By now many people in the UK will have seen the new TV advertisement issued by the RSPB and be aware of their new strapline "Giving nature a home". All change is subject to personal reaction and I confess there are many aspects over which I don't feel that I have yet arrived at a final conclusion!
The RSPB has embarked on a major change, a robust embracing of a wider range of responsibilities than previously which involves all wildlife in the UK. At its most uncomplicated level any promotion associated with the needs of our native wildlife is to be welcomed, particularly given the current apathy exhibited by the existing Government coalition. Following the recent issue of the State of the Nation report there has rightly been concerned comment about the parlous position our wildlife now occupies in the UK. This is a situation we all need to contemplate seriously and take action on whenever possible. The RSPB's recent initiative therefore links with this requirement very closely.

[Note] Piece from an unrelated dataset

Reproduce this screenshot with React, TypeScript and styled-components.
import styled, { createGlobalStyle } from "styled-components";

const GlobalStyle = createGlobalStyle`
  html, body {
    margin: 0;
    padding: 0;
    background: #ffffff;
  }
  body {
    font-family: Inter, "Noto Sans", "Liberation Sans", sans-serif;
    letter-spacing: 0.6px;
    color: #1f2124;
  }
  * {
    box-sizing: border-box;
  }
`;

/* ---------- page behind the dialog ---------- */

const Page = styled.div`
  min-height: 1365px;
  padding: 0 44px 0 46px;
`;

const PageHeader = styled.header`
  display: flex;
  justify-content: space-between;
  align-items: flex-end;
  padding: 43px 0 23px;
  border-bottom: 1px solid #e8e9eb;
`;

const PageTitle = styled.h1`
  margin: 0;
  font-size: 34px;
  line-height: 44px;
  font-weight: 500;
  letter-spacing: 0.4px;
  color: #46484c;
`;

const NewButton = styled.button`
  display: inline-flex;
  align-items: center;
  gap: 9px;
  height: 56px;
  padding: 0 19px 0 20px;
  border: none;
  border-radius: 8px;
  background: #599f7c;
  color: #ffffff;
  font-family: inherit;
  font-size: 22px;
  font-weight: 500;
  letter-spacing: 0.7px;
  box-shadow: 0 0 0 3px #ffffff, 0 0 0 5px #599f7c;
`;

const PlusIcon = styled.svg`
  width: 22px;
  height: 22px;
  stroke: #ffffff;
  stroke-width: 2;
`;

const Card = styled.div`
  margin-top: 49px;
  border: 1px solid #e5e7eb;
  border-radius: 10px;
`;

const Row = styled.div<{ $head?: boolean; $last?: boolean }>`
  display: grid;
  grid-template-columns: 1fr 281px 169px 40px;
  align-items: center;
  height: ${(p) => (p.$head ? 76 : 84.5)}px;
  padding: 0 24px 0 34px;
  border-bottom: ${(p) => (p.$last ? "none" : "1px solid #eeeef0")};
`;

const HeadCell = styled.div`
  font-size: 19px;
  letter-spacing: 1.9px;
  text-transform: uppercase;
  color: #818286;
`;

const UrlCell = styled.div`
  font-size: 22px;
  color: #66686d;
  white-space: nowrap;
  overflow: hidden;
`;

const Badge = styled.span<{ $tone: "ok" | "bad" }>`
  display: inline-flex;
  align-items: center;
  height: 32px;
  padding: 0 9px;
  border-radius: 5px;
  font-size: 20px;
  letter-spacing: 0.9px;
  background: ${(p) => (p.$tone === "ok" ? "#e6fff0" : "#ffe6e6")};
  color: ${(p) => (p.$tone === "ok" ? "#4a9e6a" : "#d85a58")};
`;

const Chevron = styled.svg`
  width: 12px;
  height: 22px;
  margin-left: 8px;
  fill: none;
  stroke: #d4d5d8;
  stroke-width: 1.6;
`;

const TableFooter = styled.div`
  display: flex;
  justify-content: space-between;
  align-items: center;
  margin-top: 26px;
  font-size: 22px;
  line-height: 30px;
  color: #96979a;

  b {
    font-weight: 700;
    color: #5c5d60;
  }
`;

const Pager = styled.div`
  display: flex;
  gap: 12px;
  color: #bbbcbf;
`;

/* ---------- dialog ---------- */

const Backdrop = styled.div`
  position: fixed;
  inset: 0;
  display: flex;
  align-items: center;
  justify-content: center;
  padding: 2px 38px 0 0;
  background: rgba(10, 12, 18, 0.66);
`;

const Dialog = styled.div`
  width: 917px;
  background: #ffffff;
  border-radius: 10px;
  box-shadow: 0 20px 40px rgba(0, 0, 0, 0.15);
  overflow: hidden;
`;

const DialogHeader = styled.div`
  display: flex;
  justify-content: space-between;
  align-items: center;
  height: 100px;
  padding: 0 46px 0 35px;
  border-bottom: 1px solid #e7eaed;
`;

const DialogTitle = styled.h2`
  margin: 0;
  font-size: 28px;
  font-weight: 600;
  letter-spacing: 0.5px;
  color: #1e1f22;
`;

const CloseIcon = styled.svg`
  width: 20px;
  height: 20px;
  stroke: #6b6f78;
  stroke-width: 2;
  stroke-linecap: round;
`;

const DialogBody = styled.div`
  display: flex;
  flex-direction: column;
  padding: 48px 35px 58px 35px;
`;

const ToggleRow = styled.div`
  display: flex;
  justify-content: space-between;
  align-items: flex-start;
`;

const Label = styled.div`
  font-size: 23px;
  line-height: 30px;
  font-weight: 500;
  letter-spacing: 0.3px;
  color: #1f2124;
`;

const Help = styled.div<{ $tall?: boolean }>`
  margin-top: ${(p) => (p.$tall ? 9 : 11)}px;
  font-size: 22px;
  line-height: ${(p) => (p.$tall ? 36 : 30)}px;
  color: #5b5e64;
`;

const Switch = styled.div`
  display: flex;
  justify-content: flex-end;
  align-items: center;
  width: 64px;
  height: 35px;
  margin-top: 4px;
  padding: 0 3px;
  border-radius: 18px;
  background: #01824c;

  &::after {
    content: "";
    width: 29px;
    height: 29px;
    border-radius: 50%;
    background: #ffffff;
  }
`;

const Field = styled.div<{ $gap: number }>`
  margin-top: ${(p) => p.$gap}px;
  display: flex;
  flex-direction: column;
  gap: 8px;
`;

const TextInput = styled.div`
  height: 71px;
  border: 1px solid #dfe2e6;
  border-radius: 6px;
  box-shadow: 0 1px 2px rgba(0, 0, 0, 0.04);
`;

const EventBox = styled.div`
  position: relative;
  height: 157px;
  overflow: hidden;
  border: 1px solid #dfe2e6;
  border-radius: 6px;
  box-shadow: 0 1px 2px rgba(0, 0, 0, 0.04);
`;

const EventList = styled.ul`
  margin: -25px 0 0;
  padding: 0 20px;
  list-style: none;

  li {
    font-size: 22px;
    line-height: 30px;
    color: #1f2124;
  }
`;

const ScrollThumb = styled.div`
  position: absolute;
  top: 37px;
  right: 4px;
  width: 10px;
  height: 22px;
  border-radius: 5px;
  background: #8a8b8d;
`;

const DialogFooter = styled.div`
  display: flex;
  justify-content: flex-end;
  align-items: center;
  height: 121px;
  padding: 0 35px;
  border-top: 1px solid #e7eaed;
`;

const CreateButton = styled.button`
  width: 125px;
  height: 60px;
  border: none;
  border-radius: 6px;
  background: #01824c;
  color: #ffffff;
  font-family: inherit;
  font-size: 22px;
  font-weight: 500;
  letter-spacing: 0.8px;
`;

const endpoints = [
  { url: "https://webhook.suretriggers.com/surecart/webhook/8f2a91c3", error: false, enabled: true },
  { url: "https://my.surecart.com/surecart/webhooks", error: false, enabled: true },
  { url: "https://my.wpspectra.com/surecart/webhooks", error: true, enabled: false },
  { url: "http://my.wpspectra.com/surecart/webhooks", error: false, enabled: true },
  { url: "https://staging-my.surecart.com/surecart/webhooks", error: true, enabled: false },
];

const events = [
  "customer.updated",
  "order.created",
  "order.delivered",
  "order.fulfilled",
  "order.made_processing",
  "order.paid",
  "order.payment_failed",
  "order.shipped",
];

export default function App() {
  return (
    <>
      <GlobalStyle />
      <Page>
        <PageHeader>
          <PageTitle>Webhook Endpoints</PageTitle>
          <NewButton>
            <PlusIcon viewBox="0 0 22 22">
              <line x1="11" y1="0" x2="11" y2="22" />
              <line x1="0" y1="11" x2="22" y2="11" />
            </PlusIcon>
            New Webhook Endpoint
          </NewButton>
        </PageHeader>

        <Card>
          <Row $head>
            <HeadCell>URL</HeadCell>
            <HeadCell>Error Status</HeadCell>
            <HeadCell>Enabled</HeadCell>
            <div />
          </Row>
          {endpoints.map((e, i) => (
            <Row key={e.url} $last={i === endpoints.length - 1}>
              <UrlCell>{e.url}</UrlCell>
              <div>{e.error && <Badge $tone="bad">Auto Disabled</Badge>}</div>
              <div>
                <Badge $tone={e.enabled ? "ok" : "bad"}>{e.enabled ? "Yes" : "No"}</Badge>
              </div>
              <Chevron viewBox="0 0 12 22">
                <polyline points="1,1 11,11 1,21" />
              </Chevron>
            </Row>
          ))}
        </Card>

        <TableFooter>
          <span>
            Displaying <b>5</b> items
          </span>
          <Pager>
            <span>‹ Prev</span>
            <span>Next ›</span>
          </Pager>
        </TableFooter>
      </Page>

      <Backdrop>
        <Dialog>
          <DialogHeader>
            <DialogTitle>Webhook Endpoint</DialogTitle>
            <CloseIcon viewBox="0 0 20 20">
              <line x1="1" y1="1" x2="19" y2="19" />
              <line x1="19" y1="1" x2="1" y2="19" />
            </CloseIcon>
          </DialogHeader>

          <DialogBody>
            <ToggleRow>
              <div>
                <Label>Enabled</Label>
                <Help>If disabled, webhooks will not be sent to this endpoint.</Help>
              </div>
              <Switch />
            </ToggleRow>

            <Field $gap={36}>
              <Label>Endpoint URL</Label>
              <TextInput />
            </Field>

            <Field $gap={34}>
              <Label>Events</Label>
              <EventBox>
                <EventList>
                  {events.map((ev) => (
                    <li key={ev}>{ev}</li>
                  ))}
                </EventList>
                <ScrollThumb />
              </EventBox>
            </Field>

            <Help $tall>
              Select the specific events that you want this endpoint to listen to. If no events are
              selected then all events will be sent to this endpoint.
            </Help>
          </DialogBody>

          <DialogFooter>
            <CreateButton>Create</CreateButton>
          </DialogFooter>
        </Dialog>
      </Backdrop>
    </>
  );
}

I'm not a "marketeer", whatever that really means, but I actually fail to see what message the reduction of the Society's initials to lower case in its new logo is meant to convey. Is it simply a fad, a modernism and a fact that such things no longer need to actually "stand" for anything? Perhaps it ought to have gone the whole hog and submitted to the formal process of changing its name entirely to the Royal Society for the Protection of Wildlife (rspw )!! Undoubtedly there will be some who feel the payment of their annual subscription, aimed at gaining action for birds, has now in some way been reduced. Time will tell whether such problems will arise and what the effects will be. It is up to the RSPB to ensure it doesn't lose any of that positioning for which it has fought so hard to achieve. There is also a risk taken by the RSPB in terms of whether the attitudes and affiliation of long standing supporters will change. Certainly there has been a long held perception that the RSPB has been the body best equipped to defend the interests of birds, campaign for change and so on. I doubt that will change and, therefore, it is incumbent on the RSPB to provide the necessary assurances that, despite the most recent changes, all such activity will still constitute "business as usual".
I do worry a little about one aspect. There are other organizations within the UK pledged to conserving and campaigning for wildlife, not least the County Wildlife Trusts. By implication, this self-embracing of responsibility for all wildlife by the RSPB rather suggests these tasks have not sufficiently been realised in the past. Whether a designed effect or otherwise, one that perhaps requires some diplomatic footwork in the near future!! Again, whilst the TV promotion could result in the RSPB gaining more members and a better future for wildlife, might it also result in support being poured into the single pot as opposed to shared around? I would guess there are some people at County level who might feel the best desserts for their wildlife might not be met to the best effect in the future. I'm sure all this has occurred to the RSPB and the necessary liaison indulged in to ensure no divisions arise.
Doubtless a lot of this change has been sparked off by the ever growing following of programmes like the BBC's SpringWatch. And why not? There is obviously a huge "conservation constituency" out there who can hopefully be wooed into offering financial support, however modest, that will result in better circumstances arising for our wildlife. The task will then be to convert them through exposure, education and involvement into an active membership, willing to lobby Government and bring about greater commitment via policy changes aimed at lasting improvement. A big ask, a long game and a hard task.
RSPB/rspb, all success!!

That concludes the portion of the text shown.